** Start Provided data **

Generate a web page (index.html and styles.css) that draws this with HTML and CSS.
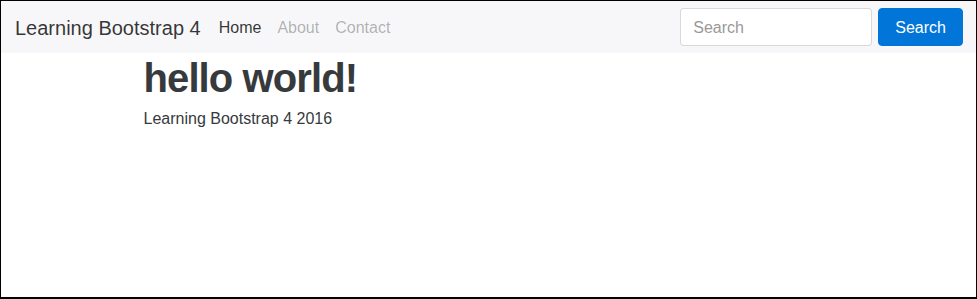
FILE: index.html
```html
<!DOCTYPE html>
<html lang="en">
<head>
<meta charset="utf-8">
<title>Learning Bootstrap 4</title>
<link rel="stylesheet" href="styles.css">
</head>
<body>
<div class="frame">
  <nav class="navbar">
    <a class="brand" href="#">Learning Bootstrap 4</a>
    <ul class="nav">
      <li><a class="nav-link active" href="#">Home</a></li>
      <li><a class="nav-link" href="#">About</a></li>
      <li><a class="nav-link" href="#">Contact</a></li>
    </ul>
    <form class="search">
      <input class="search-input" type="text" placeholder="Search">
      <button class="search-btn" type="button">Search</button>
    </form>
  </nav>
  <main class="container">
    <h1 class="title">hello world!</h1>
    <p class="lead">Learning Bootstrap 4 2016</p>
  </main>
</div>
</body>
</html>
```

FILE: styles.css
```css
* { box-sizing: border-box; }

html, body {
  margin: 0;
  padding: 0;
  background: #fff;
}

body {
  font-family: "Liberation Sans", Arial, Helvetica, sans-serif;
  font-size: 16px;
  line-height: 1.5;
  color: #373a3c;
}

.frame {
  width: 977px;
  height: 299px;
  border: 1px solid #000;
  border-bottom-width: 2px;
  overflow: hidden;
}

.navbar {
  display: flex;
  align-items: center;
  height: 52px;
  padding: 7px 13px 7px 14px;
  background: #f7f7f9;
}

.brand {
  font-size: 20px;
  line-height: 30px;
  padding: 5px 0 3px;
  margin-right: 18px;
  color: rgba(0, 0, 0, 0.8);
  text-decoration: none;
}

.nav {
  display: flex;
  gap: 16px;
  list-style: none;
  margin: 0;
  padding: 1px 0 0;
}

.nav-link {
  display: block;
  line-height: 24px;
  color: rgba(0, 0, 0, 0.3);
  text-decoration: none;
}

.nav-link.active {
  color: rgba(0, 0, 0, 0.8);
}

.search {
  margin-left: auto;
  display: flex;
  gap: 6px;
}

.search-input {
  width: 192px;
  height: 38px;
  padding: 9px 12px 7px;
  font-family: inherit;
  font-size: 16px;
  line-height: 20px;
  color: #55595c;
  background: #fff;
  border: 1px solid rgba(0, 0, 0, 0.15);
  border-radius: 4px;
  outline: none;
}

.search-input::placeholder {
  color: #999;
  opacity: 1;
}

.search-btn {
  height: 38px;
  padding: 9px 16px 7px;
  font-family: inherit;
  font-size: 16px;
  line-height: 20px;
  color: #fff;
  background: #0275d8;
  border: 1px solid #0275d8;
  border-radius: 4px;
}

.container {
  width: 720px;
  margin: 0 auto;
  padding: 3px 15px 0;
}

.title {
  margin: 0 0 7px;
  font-size: 40px;
  line-height: 1.1;
  font-weight: 700;
  letter-spacing: -0.9px;
}

.lead {
  margin: 0;
}
```
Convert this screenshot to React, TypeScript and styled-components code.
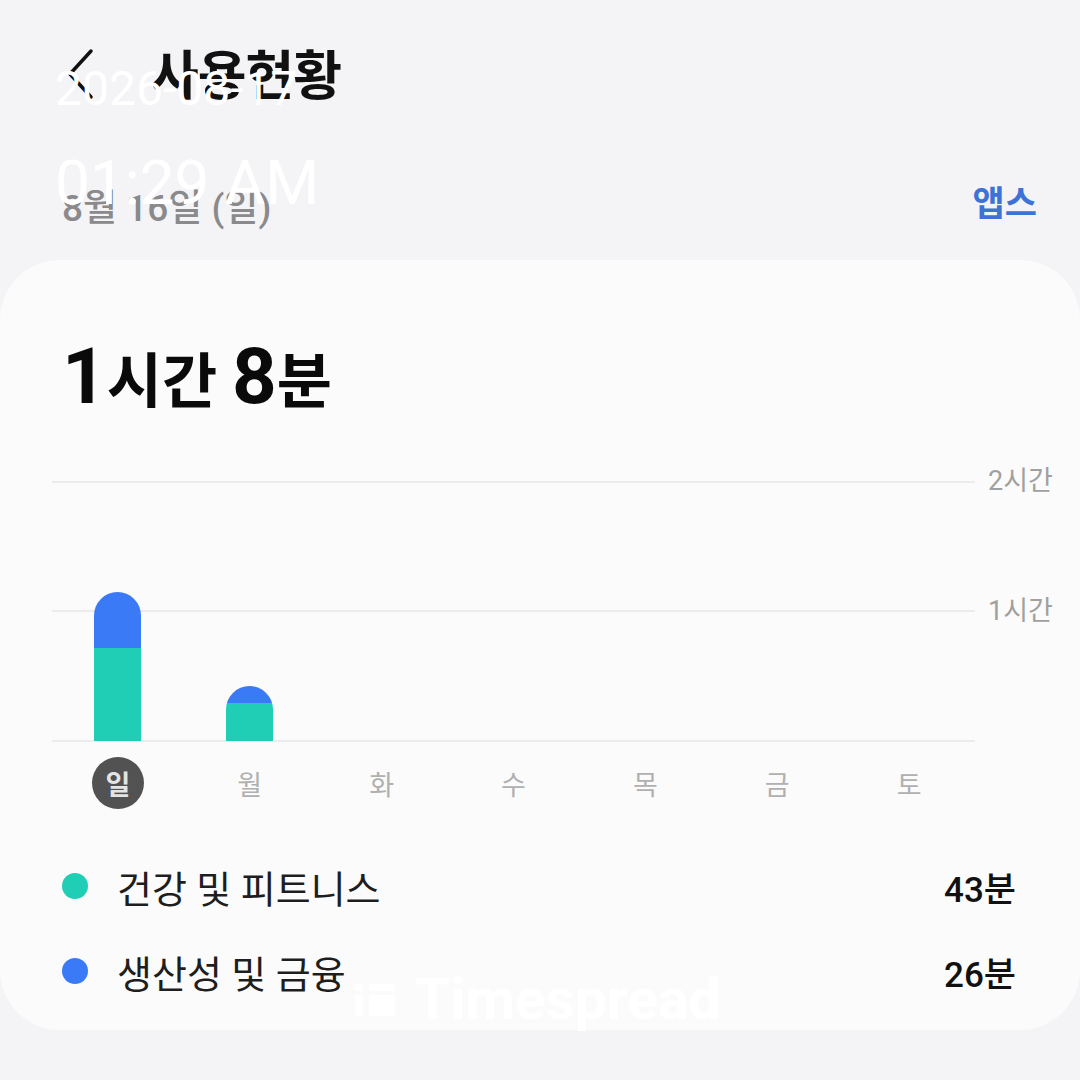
import { createGlobalStyle, styled } from "styled-components";

const GlobalStyle = createGlobalStyle`
  html, body {
    margin: 0;
    padding: 0;
    background-color: #f4f4f6;
  }

  body {
    font-family: Roboto, "Noto Sans CJK KR", "Noto Sans", sans-serif;
  }
`;

const HOUR_PX = 130;

const days = [
  { label: "일", health: 43, work: 26, selected: true },
  { label: "월", health: 17.5, work: 8 },
  { label: "화", health: 0, work: 0 },
  { label: "수", health: 0, work: 0 },
  { label: "목", health: 0, work: 0 },
  { label: "금", health: 0, work: 0 },
  { label: "토", health: 0, work: 0 },
];

const legend = [
  { name: "건강 및 피트니스", value: "43분", color: "#20cdb5" },
  { name: "생산성 및 금융", value: "26분", color: "#3b7af6" },
];

const App = () => {
  return (
    <Screen>
      <GlobalStyle />
      <Header>
        <BackButton>
          <svg width="34" height="52" viewBox="0 0 34 52" fill="none">
            <path
              d="M27 3 L6 26 L27 49"
              stroke="#111"
              strokeWidth="3.5"
              strokeLinecap="round"
              strokeLinejoin="round"
            />
          </svg>
        </BackButton>
        <Title>사용현황</Title>
      </Header>

      <DateRow>
        <DateText>8월 16일 (일)</DateText>
        <AppsLink>앱스</AppsLink>
      </DateRow>

      <Card>
        <Total>
          <TotalNum>1</TotalNum>시간 <TotalNum>8</TotalNum>분
        </Total>

        <ChartRow>
          <Plot>
            <Columns>
              {days.map((d) => {
                const total = d.health + d.work;
                return (
                  <Column key={d.label}>
                    {total > 0 && (
                      <Bar>
                        <BarPart
                          $color="#3b7af6"
                          style={{ height: (d.work * HOUR_PX) / 60 }}
                        />
                        <BarPart
                          $color="#20cdb5"
                          style={{ height: (d.health * HOUR_PX) / 60 }}
                        />
                      </Bar>
                    )}
                  </Column>
                );
              })}
            </Columns>
          </Plot>
          <Axis>
            <AxisLabel>2시간</AxisLabel>
            <AxisLabel>1시간</AxisLabel>
          </Axis>
        </ChartRow>

        <DayRow>
          {days.map((d) => (
            <DayCell key={d.label}>
              <DayLabel $selected={!!d.selected}>{d.label}</DayLabel>
            </DayCell>
          ))}
        </DayRow>

        <Legend>
          {legend.map((l) => (
            <LegendRow key={l.name}>
              <Dot $color={l.color} />
              <LegendName>{l.name}</LegendName>
              <LegendValue>{l.value}</LegendValue>
            </LegendRow>
          ))}
        </Legend>
      </Card>

      <Stamp>
        <StampDate>2026-08-17</StampDate>
        <StampTime>01:29 AM</StampTime>
      </Stamp>

      <Watermark>
        <svg width="44" height="36" viewBox="0 0 44 36" fill="#ffffff">
          <rect x="2" y="2" width="8" height="7" />
          <rect x="16" y="2" width="26" height="7" />
          <rect x="2" y="13" width="8" height="21" />
          <rect x="16" y="13" width="26" height="21" />
        </svg>
        Timespread
      </Watermark>
    </Screen>
  );
};

export default App;

const Screen = styled.div`
  position: relative;
  width: 1080px;
  height: 1080px;
  overflow: hidden;
  background-color: #f4f4f6;
`;

const Header = styled.div`
  height: 150px;
  padding-left: 64px;
  display: flex;
  align-items: flex-start;
  padding-top: 48px;
  box-sizing: border-box;
`;

const BackButton = styled.div`
  width: 86px;
  height: 52px;
  display: flex;
  align-items: center;
`;

const Title = styled.div`
  font-size: 53px;
  font-weight: 700;
  color: #111;
  line-height: 56px;
  margin-top: 1px;
  letter-spacing: -1px;
`;

const DateRow = styled.div`
  height: 110px;
  padding: 37px 43px 0 62px;
  box-sizing: border-box;
  display: flex;
  justify-content: space-between;
  align-items: flex-start;
`;

const DateText = styled.div`
  font-size: 37px;
  font-weight: 500;
  color: #8a8a8c;
  line-height: 44px;
`;

const AppsLink = styled.div`
  font-size: 35px;
  font-weight: 700;
  color: #3d72d6;
  line-height: 44px;
  margin-top: -4px;
`;

const Card = styled.div`
  height: 770px;
  background-color: #fbfbfb;
  border-radius: 60px;
  box-sizing: border-box;
  padding-top: 77px;
`;

const Total = styled.div`
  padding-left: 62px;
  font-size: 60px;
  font-weight: 700;
  color: #0a0a0a;
  line-height: 80px;
  height: 80px;
`;

const TotalNum = styled.span`
  font-size: 78px;
`;

const ChartRow = styled.div`
  margin-top: 64px;
  padding-left: 52px;
  display: flex;
`;

const Plot = styled.div`
  width: 923px;
  height: 261px;
  background-image: linear-gradient(#ececec, #ececec),
    linear-gradient(#ececec, #ececec), linear-gradient(#ececec, #ececec);
  background-size: 100% 2px;
  background-repeat: no-repeat;
  background-position: 0 0, 0 129px, 0 259px;
`;

const Columns = styled.div`
  height: 100%;
  display: grid;
  grid-template-columns: repeat(7, 1fr);
  align-items: end;
`;

const Column = styled.div`
  display: flex;
  justify-content: center;
  align-items: flex-end;
  height: 100%;
`;

const Bar = styled.div`
  width: 47px;
  display: flex;
  flex-direction: column;
  border-radius: 24px 24px 0 0;
  overflow: hidden;
  margin-bottom: 1px;
`;

const BarPart = styled.div<{ $color: string }>`
  background-color: ${(p) => p.$color};
`;

const Axis = styled.div`
  margin-left: 13px;
  display: flex;
  flex-direction: column;
  gap: 94px;
  margin-top: -18px;
`;

const AxisLabel = styled.div`
  font-size: 27px;
  color: #a0a0a0;
  line-height: 36px;
`;

const DayRow = styled.div`
  margin-left: 52px;
  width: 923px;
  margin-top: 15px;
  display: grid;
  grid-template-columns: repeat(7, 1fr);
`;

const DayCell = styled.div`
  display: flex;
  justify-content: center;
`;

const DayLabel = styled.div<{ $selected: boolean }>`
  width: 52px;
  height: 52px;
  border-radius: 50%;
  display: flex;
  align-items: center;
  justify-content: center;
  font-size: 27px;
  font-weight: ${(p) => (p.$selected ? 700 : 400)};
  color: ${(p) => (p.$selected ? "#e4e4e4" : "#b0b0b0")};
  background-color: ${(p) => (p.$selected ? "#525252" : "transparent")};
`;

const Legend = styled.div`
  margin-top: 52px;
  padding: 0 64px 0 62px;
  display: flex;
  flex-direction: column;
  gap: 35px;
`;

const LegendRow = styled.div`
  height: 50px;
  display: flex;
  align-items: center;
`;

const Dot = styled.div<{ $color: string }>`
  width: 26px;
  height: 26px;
  border-radius: 50%;
  background-color: ${(p) => p.$color};
  margin-right: 29px;
`;

const LegendName = styled.div`
  flex: 1;
  font-size: 38px;
  color: #1e1e1e;
`;

const LegendValue = styled.div`
  font-size: 35px;
  font-weight: 500;
  color: #111;
`;

const Stamp = styled.div`
  position: absolute;
  top: 62px;
  left: 55px;
  color: #ffffff;
  font-family: Roboto, "Noto Sans", sans-serif;
  display: flex;
  flex-direction: column;
`;

const StampDate = styled.div`
  font-size: 48px;
  line-height: 54px;
`;

const StampTime = styled.div`
  margin-top: 32px;
  font-size: 62px;
  line-height: 70px;
`;

const Watermark = styled.div`
  position: absolute;
  left: 353px;
  top: 966px;
  display: flex;
  align-items: center;
  gap: 18px;
  color: #ffffff;
  font-family: Roboto, "Noto Sans", sans-serif;
  font-size: 57px;
  font-weight: 700;
`;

** End Provided data **

• _Objective_
Using the listing, copy every line where the word "components" shows up.

• _Result of this task_
Convert this screenshot to React, TypeScript and styled-components code.
import { createGlobalStyle, styled } from "styled-components";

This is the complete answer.